Using the material below, copy every line where "that" appears.

■ **Dataset entries**
-=-=-=-=-

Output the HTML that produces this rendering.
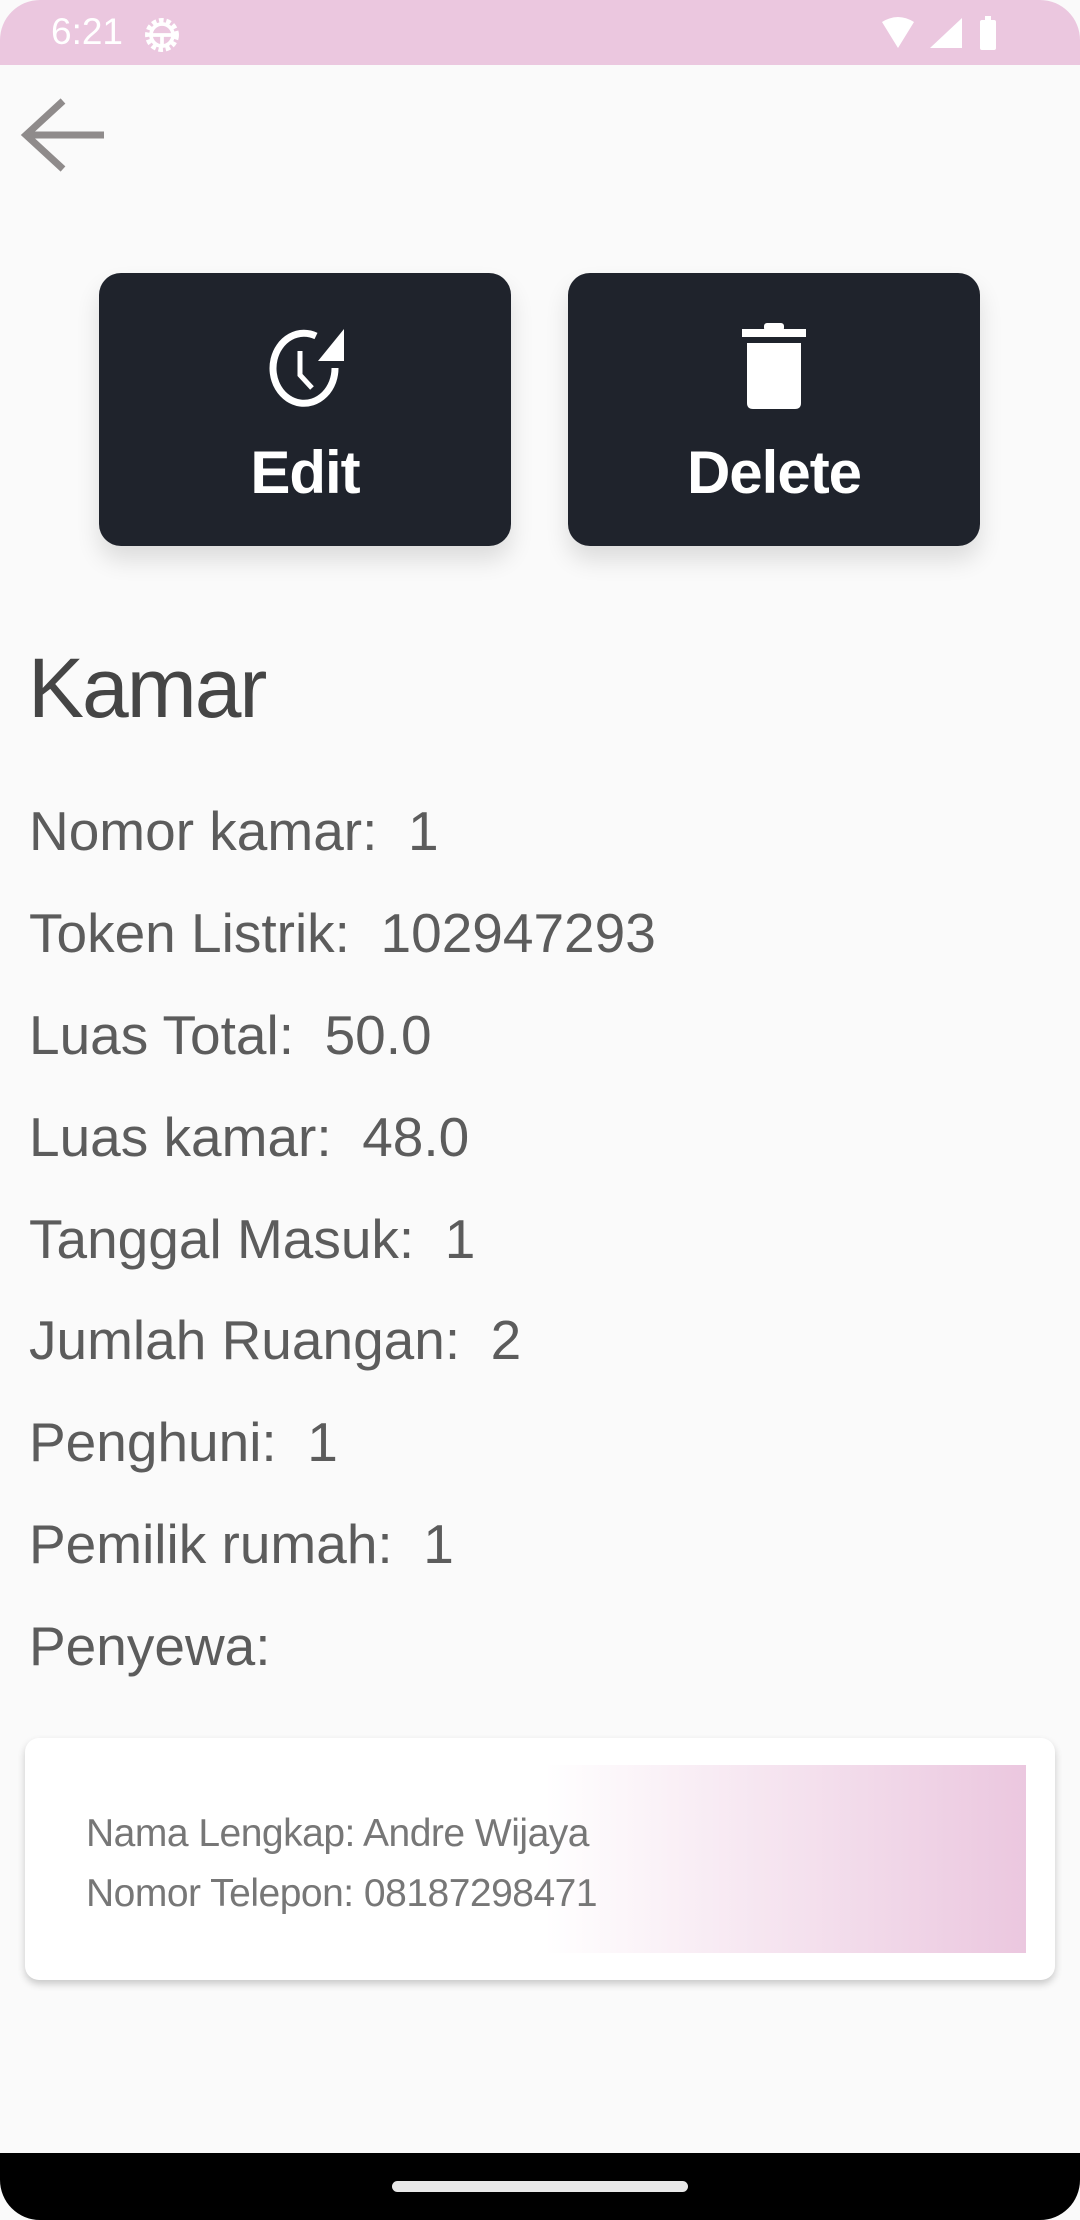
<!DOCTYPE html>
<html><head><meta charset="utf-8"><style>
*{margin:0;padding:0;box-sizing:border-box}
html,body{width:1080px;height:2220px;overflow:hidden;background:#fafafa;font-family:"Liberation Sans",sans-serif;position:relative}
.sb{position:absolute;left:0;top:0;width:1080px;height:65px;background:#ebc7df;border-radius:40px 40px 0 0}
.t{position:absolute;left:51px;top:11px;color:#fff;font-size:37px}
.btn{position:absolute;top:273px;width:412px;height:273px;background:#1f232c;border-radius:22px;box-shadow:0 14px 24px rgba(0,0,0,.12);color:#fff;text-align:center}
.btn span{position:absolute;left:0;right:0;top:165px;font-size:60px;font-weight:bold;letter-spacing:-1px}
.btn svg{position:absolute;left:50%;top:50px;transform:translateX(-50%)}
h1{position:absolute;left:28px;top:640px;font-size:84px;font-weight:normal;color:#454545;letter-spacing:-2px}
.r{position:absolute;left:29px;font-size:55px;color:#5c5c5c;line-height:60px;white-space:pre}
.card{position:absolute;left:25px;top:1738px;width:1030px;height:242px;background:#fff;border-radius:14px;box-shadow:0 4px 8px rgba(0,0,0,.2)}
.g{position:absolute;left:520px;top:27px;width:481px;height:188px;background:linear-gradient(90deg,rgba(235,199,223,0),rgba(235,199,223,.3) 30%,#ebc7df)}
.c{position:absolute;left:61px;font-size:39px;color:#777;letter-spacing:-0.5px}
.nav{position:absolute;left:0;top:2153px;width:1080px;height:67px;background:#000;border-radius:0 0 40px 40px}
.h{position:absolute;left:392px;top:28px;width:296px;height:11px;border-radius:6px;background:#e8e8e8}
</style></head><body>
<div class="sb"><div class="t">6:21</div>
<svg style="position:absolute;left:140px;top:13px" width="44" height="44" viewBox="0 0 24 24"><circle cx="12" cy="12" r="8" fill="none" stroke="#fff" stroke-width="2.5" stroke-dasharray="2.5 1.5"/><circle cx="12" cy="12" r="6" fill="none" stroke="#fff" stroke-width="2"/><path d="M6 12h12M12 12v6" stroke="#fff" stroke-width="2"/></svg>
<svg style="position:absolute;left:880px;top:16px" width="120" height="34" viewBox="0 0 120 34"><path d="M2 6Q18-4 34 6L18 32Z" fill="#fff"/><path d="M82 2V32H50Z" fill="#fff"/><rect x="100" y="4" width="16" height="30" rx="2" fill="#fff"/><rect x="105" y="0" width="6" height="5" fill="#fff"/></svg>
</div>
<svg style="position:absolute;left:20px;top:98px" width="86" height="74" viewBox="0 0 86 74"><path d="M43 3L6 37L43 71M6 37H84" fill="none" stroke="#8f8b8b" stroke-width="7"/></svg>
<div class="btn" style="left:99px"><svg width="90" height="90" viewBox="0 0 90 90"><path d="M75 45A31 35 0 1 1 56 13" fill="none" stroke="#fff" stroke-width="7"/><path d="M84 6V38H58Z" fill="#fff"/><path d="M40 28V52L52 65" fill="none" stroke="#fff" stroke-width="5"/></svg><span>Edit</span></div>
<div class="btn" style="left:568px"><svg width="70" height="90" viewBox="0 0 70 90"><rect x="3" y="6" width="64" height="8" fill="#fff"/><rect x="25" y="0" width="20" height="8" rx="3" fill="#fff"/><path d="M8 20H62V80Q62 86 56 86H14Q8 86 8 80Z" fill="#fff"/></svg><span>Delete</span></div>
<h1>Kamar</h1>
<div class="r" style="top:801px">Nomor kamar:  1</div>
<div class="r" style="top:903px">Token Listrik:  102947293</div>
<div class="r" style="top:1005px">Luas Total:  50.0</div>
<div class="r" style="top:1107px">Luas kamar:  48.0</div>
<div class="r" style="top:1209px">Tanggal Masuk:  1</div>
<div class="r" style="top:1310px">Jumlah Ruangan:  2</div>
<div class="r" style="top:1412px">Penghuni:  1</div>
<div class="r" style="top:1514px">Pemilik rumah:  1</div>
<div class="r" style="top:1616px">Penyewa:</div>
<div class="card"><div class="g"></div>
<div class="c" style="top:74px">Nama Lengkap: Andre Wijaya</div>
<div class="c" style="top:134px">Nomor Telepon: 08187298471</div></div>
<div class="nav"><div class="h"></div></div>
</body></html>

-=-=-=-=-

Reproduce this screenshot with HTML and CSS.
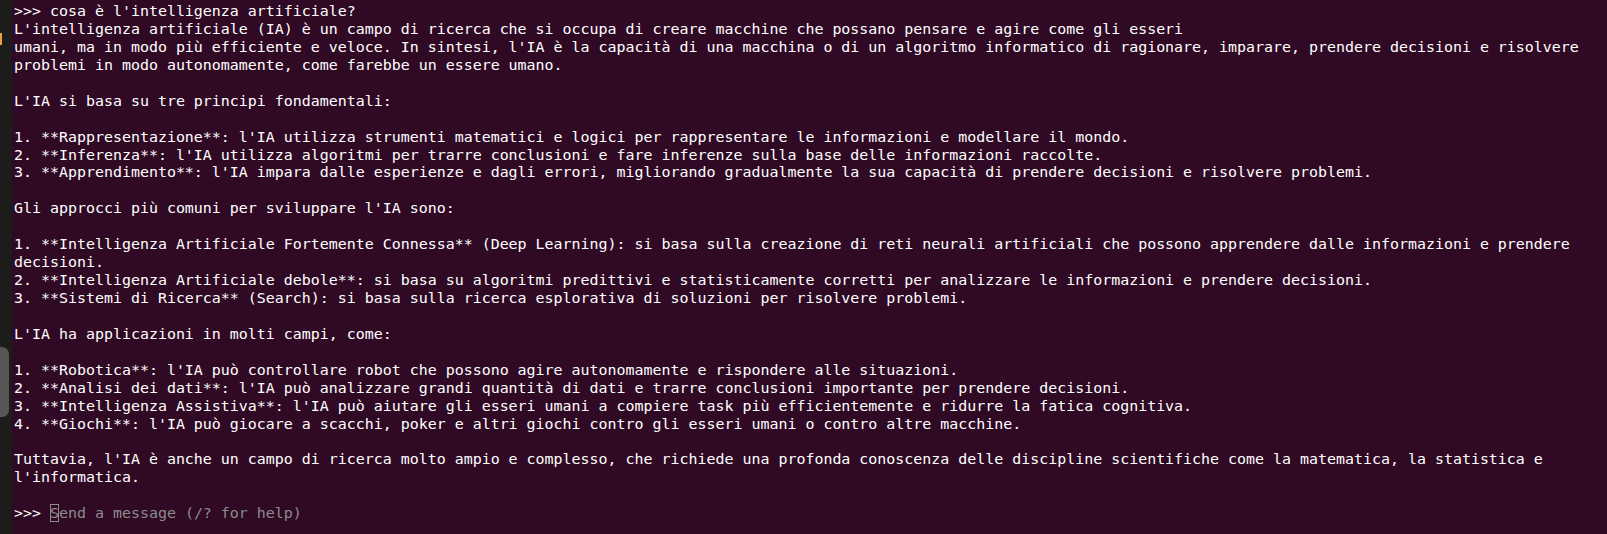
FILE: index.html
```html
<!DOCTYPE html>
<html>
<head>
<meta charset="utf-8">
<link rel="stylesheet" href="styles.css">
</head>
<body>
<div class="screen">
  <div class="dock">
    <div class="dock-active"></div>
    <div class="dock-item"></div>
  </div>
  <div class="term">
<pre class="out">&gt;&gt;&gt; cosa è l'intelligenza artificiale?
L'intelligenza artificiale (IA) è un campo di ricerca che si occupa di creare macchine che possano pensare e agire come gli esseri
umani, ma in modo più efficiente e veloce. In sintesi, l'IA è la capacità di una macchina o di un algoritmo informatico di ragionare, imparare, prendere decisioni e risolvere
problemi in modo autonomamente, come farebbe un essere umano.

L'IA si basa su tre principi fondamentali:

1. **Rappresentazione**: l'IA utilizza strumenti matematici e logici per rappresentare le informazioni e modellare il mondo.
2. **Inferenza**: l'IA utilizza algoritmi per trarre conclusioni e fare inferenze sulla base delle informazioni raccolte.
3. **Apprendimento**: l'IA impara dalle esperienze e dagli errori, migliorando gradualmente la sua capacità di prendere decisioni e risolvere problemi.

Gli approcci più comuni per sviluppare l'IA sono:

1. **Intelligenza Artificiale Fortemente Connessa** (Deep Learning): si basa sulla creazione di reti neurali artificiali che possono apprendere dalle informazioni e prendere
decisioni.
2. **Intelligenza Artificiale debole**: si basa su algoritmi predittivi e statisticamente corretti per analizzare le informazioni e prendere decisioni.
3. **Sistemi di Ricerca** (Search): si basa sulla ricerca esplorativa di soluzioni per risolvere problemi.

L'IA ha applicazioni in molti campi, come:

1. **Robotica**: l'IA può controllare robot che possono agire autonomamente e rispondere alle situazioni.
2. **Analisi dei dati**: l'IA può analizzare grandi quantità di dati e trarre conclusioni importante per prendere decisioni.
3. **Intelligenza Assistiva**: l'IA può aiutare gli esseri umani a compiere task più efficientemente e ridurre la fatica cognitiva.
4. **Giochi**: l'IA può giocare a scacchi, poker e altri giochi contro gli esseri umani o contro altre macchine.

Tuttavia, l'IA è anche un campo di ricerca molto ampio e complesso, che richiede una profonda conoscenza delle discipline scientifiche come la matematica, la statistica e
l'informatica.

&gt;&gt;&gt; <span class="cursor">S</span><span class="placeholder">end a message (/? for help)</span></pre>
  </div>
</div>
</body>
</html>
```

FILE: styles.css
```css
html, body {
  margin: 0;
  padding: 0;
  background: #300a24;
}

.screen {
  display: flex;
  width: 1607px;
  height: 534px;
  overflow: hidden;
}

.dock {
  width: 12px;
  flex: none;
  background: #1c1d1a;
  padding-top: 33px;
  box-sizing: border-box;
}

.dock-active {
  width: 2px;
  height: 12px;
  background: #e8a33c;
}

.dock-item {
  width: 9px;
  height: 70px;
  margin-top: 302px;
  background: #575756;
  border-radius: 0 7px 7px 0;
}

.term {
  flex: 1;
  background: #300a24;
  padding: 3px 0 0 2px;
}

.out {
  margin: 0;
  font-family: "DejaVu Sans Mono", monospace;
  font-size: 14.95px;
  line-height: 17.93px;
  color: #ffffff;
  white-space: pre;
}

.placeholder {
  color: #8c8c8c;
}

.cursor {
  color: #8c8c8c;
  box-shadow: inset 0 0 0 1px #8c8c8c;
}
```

-=-=-=-=-

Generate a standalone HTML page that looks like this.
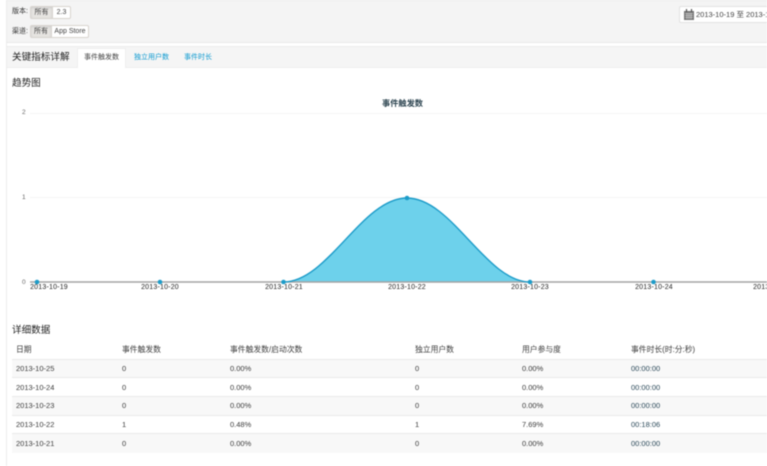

-=-=-=-=-

■ **Response to the exercise**
Output the HTML that produces this rendering.
Generate a standalone HTML page that looks like this.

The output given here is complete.